Extract the full listing below without altering a single character.

☆ ☆ ☆ ☆ ☆ ☆ ☆

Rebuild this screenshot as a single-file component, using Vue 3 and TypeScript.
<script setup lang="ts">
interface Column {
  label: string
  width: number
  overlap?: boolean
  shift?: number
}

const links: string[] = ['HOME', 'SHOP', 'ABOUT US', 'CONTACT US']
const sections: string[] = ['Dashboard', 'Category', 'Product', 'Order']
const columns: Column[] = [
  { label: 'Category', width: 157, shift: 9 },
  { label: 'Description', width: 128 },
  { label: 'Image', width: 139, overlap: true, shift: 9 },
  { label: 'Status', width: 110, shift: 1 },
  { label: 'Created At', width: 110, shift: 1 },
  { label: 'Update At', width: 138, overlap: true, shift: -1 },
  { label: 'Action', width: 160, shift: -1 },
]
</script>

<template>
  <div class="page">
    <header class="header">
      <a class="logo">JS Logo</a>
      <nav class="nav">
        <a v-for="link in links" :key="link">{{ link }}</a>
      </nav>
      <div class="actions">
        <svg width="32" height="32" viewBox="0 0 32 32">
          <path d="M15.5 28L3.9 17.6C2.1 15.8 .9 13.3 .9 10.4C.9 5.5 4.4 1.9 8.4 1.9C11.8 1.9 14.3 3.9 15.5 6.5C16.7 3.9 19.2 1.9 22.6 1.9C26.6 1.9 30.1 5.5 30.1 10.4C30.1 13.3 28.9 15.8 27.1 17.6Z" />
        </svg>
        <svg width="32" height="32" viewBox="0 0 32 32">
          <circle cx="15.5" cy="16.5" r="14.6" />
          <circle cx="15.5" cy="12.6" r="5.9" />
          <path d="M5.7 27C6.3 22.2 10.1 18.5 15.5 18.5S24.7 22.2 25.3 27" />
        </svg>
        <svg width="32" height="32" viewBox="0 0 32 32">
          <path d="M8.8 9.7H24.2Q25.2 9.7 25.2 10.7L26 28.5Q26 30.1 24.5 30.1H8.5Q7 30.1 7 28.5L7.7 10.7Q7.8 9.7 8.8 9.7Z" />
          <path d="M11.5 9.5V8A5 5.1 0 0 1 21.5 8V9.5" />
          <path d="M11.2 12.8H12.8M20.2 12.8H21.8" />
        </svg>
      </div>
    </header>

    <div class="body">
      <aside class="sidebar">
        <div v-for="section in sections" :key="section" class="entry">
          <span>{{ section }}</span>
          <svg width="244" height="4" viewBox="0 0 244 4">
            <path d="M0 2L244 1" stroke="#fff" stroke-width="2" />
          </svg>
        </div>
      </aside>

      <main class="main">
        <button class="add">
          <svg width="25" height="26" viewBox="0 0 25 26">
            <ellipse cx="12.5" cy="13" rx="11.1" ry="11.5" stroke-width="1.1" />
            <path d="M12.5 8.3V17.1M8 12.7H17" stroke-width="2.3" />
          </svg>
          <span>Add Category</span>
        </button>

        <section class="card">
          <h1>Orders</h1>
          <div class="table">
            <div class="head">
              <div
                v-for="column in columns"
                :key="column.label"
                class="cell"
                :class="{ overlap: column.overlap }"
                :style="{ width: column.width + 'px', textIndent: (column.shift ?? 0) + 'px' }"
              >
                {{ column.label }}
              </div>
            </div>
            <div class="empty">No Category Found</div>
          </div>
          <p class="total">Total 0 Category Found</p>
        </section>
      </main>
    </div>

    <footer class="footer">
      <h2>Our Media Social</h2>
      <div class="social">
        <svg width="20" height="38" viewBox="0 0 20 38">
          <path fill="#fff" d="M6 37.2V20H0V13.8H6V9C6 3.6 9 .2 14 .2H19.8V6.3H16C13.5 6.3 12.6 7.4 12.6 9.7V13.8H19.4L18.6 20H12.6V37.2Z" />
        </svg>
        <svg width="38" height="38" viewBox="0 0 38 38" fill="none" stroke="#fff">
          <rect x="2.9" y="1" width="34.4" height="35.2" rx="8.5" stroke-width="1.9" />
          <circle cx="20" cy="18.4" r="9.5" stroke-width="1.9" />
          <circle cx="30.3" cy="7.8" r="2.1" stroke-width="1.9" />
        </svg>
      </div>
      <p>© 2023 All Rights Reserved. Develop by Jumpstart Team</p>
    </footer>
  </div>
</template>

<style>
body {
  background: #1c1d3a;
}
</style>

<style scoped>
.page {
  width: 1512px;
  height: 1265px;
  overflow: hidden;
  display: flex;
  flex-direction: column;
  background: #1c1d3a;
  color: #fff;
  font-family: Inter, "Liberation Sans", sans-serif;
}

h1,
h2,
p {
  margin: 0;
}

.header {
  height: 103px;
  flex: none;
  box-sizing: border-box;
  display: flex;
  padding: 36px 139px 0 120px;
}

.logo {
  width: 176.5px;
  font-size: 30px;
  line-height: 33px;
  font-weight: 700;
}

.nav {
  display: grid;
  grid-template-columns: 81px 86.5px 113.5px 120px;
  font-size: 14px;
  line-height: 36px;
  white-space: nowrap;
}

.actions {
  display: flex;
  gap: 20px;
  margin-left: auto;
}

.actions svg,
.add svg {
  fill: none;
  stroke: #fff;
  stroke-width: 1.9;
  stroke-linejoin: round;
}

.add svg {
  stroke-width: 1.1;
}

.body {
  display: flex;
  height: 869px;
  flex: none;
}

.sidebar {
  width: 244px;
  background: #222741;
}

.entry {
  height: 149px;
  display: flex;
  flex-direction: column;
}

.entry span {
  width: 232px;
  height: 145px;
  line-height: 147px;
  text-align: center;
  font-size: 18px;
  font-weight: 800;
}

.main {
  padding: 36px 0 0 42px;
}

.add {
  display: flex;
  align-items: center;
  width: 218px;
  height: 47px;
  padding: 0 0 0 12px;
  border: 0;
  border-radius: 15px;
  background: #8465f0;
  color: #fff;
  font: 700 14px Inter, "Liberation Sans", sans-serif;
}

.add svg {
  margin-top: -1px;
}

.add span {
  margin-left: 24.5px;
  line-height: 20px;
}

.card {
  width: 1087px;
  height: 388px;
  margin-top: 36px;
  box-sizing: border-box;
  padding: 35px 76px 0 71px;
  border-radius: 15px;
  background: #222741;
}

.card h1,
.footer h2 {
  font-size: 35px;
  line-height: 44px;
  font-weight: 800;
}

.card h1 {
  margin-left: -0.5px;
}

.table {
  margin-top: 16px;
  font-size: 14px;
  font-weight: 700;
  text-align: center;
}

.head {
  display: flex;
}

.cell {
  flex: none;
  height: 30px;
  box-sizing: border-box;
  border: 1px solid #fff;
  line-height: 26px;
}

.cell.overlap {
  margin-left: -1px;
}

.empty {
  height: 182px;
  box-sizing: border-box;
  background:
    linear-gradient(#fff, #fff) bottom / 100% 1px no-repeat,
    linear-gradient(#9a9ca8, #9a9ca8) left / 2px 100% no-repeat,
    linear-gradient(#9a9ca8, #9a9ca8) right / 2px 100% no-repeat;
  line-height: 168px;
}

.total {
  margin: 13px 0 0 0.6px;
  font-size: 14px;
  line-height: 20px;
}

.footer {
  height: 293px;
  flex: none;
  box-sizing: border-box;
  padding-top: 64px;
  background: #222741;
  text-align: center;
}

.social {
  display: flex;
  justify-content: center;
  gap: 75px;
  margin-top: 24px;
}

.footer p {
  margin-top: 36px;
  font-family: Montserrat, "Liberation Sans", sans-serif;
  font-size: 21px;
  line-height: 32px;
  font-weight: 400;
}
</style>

☆ ☆ ☆ ☆ ☆ ☆ ☆

• **Result of this task**
Rebuild this screenshot as a single-file component, using Vue 3 and TypeScript.
<script setup lang="ts">
interface Column {
  label: string
  width: number
  overlap?: boolean
  shift?: number
}

const links: string[] = ['HOME', 'SHOP', 'ABOUT US', 'CONTACT US']
const sections: string[] = ['Dashboard', 'Category', 'Product', 'Order']
const columns: Column[] = [
  { label: 'Category', width: 157, shift: 9 },
  { label: 'Description', width: 128 },
  { label: 'Image', width: 139, overlap: true, shift: 9 },
  { label: 'Status', width: 110, shift: 1 },
  { label: 'Created At', width: 110, shift: 1 },
  { label: 'Update At', width: 138, overlap: true, shift: -1 },
  { label: 'Action', width: 160, shift: -1 },
]
</script>

<template>
  <div class="page">
    <header class="header">
      <a class="logo">JS Logo</a>
      <nav class="nav">
        <a v-for="link in links" :key="link">{{ link }}</a>
      </nav>
      <div class="actions">
        <svg width="32" height="32" viewBox="0 0 32 32">
          <path d="M15.5 28L3.9 17.6C2.1 15.8 .9 13.3 .9 10.4C.9 5.5 4.4 1.9 8.4 1.9C11.8 1.9 14.3 3.9 15.5 6.5C16.7 3.9 19.2 1.9 22.6 1.9C26.6 1.9 30.1 5.5 30.1 10.4C30.1 13.3 28.9 15.8 27.1 17.6Z" />
        </svg>
        <svg width="32" height="32" viewBox="0 0 32 32">
          <circle cx="15.5" cy="16.5" r="14.6" />
          <circle cx="15.5" cy="12.6" r="5.9" />
          <path d="M5.7 27C6.3 22.2 10.1 18.5 15.5 18.5S24.7 22.2 25.3 27" />
        </svg>
        <svg width="32" height="32" viewBox="0 0 32 32">
          <path d="M8.8 9.7H24.2Q25.2 9.7 25.2 10.7L26 28.5Q26 30.1 24.5 30.1H8.5Q7 30.1 7 28.5L7.7 10.7Q7.8 9.7 8.8 9.7Z" />
          <path d="M11.5 9.5V8A5 5.1 0 0 1 21.5 8V9.5" />
          <path d="M11.2 12.8H12.8M20.2 12.8H21.8" />
        </svg>
      </div>
    </header>

    <div class="body">
      <aside class="sidebar">
        <div v-for="section in sections" :key="section" class="entry">
          <span>{{ section }}</span>
          <svg width="244" height="4" viewBox="0 0 244 4">
            <path d="M0 2L244 1" stroke="#fff" stroke-width="2" />
          </svg>
        </div>
      </aside>

      <main class="main">
        <button class="add">
          <svg width="25" height="26" viewBox="0 0 25 26">
            <ellipse cx="12.5" cy="13" rx="11.1" ry="11.5" stroke-width="1.1" />
            <path d="M12.5 8.3V17.1M8 12.7H17" stroke-width="2.3" />
          </svg>
          <span>Add Category</span>
        </button>

        <section class="card">
          <h1>Orders</h1>
          <div class="table">
            <div class="head">
              <div
                v-for="column in columns"
                :key="column.label"
                class="cell"
                :class="{ overlap: column.overlap }"
                :style="{ width: column.width + 'px', textIndent: (column.shift ?? 0) + 'px' }"
              >
                {{ column.label }}
              </div>
            </div>
            <div class="empty">No Category Found</div>
          </div>
          <p class="total">Total 0 Category Found</p>
        </section>
      </main>
    </div>

    <footer class="footer">
      <h2>Our Media Social</h2>
      <div class="social">
        <svg width="20" height="38" viewBox="0 0 20 38">
          <path fill="#fff" d="M6 37.2V20H0V13.8H6V9C6 3.6 9 .2 14 .2H19.8V6.3H16C13.5 6.3 12.6 7.4 12.6 9.7V13.8H19.4L18.6 20H12.6V37.2Z" />
        </svg>
        <svg width="38" height="38" viewBox="0 0 38 38" fill="none" stroke="#fff">
          <rect x="2.9" y="1" width="34.4" height="35.2" rx="8.5" stroke-width="1.9" />
          <circle cx="20" cy="18.4" r="9.5" stroke-width="1.9" />
          <circle cx="30.3" cy="7.8" r="2.1" stroke-width="1.9" />
        </svg>
      </div>
      <p>© 2023 All Rights Reserved. Develop by Jumpstart Team</p>
    </footer>
  </div>
</template>

<style>
body {
  background: #1c1d3a;
}
</style>

<style scoped>
.page {
  width: 1512px;
  height: 1265px;
  overflow: hidden;
  display: flex;
  flex-direction: column;
  background: #1c1d3a;
  color: #fff;
  font-family: Inter, "Liberation Sans", sans-serif;
}

h1,
h2,
p {
  margin: 0;
}

.header {
  height: 103px;
  flex: none;
  box-sizing: border-box;
  display: flex;
  padding: 36px 139px 0 120px;
}

.logo {
  width: 176.5px;
  font-size: 30px;
  line-height: 33px;
  font-weight: 700;
}

.nav {
  display: grid;
  grid-template-columns: 81px 86.5px 113.5px 120px;
  font-size: 14px;
  line-height: 36px;
  white-space: nowrap;
}

.actions {
  display: flex;
  gap: 20px;
  margin-left: auto;
}

.actions svg,
.add svg {
  fill: none;
  stroke: #fff;
  stroke-width: 1.9;
  stroke-linejoin: round;
}

.add svg {
  stroke-width: 1.1;
}

.body {
  display: flex;
  height: 869px;
  flex: none;
}

.sidebar {
  width: 244px;
  background: #222741;
}

.entry {
  height: 149px;
  display: flex;
  flex-direction: column;
}

.entry span {
  width: 232px;
  height: 145px;
  line-height: 147px;
  text-align: center;
  font-size: 18px;
  font-weight: 800;
}

.main {
  padding: 36px 0 0 42px;
}

.add {
  display: flex;
  align-items: center;
  width: 218px;
  height: 47px;
  padding: 0 0 0 12px;
  border: 0;
  border-radius: 15px;
  background: #8465f0;
  color: #fff;
  font: 700 14px Inter, "Liberation Sans", sans-serif;
}

.add svg {
  margin-top: -1px;
}

.add span {
  margin-left: 24.5px;
  line-height: 20px;
}

.card {
  width: 1087px;
  height: 388px;
  margin-top: 36px;
  box-sizing: border-box;
  padding: 35px 76px 0 71px;
  border-radius: 15px;
  background: #222741;
}

.card h1,
.footer h2 {
  font-size: 35px;
  line-height: 44px;
  font-weight: 800;
}

.card h1 {
  margin-left: -0.5px;
}

.table {
  margin-top: 16px;
  font-size: 14px;
  font-weight: 700;
  text-align: center;
}

.head {
  display: flex;
}

.cell {
  flex: none;
  height: 30px;
  box-sizing: border-box;
  border: 1px solid #fff;
  line-height: 26px;
}

.cell.overlap {
  margin-left: -1px;
}

.empty {
  height: 182px;
  box-sizing: border-box;
  background:
    linear-gradient(#fff, #fff) bottom / 100% 1px no-repeat,
    linear-gradient(#9a9ca8, #9a9ca8) left / 2px 100% no-repeat,
    linear-gradient(#9a9ca8, #9a9ca8) right / 2px 100% no-repeat;
  line-height: 168px;
}

.total {
  margin: 13px 0 0 0.6px;
  font-size: 14px;
  line-height: 20px;
}

.footer {
  height: 293px;
  flex: none;
  box-sizing: border-box;
  padding-top: 64px;
  background: #222741;
  text-align: center;
}

.social {
  display: flex;
  justify-content: center;
  gap: 75px;
  margin-top: 24px;
}

.footer p {
  margin-top: 36px;
  font-family: Montserrat, "Liberation Sans", sans-serif;
  font-size: 21px;
  line-height: 32px;
  font-weight: 400;
}
</style>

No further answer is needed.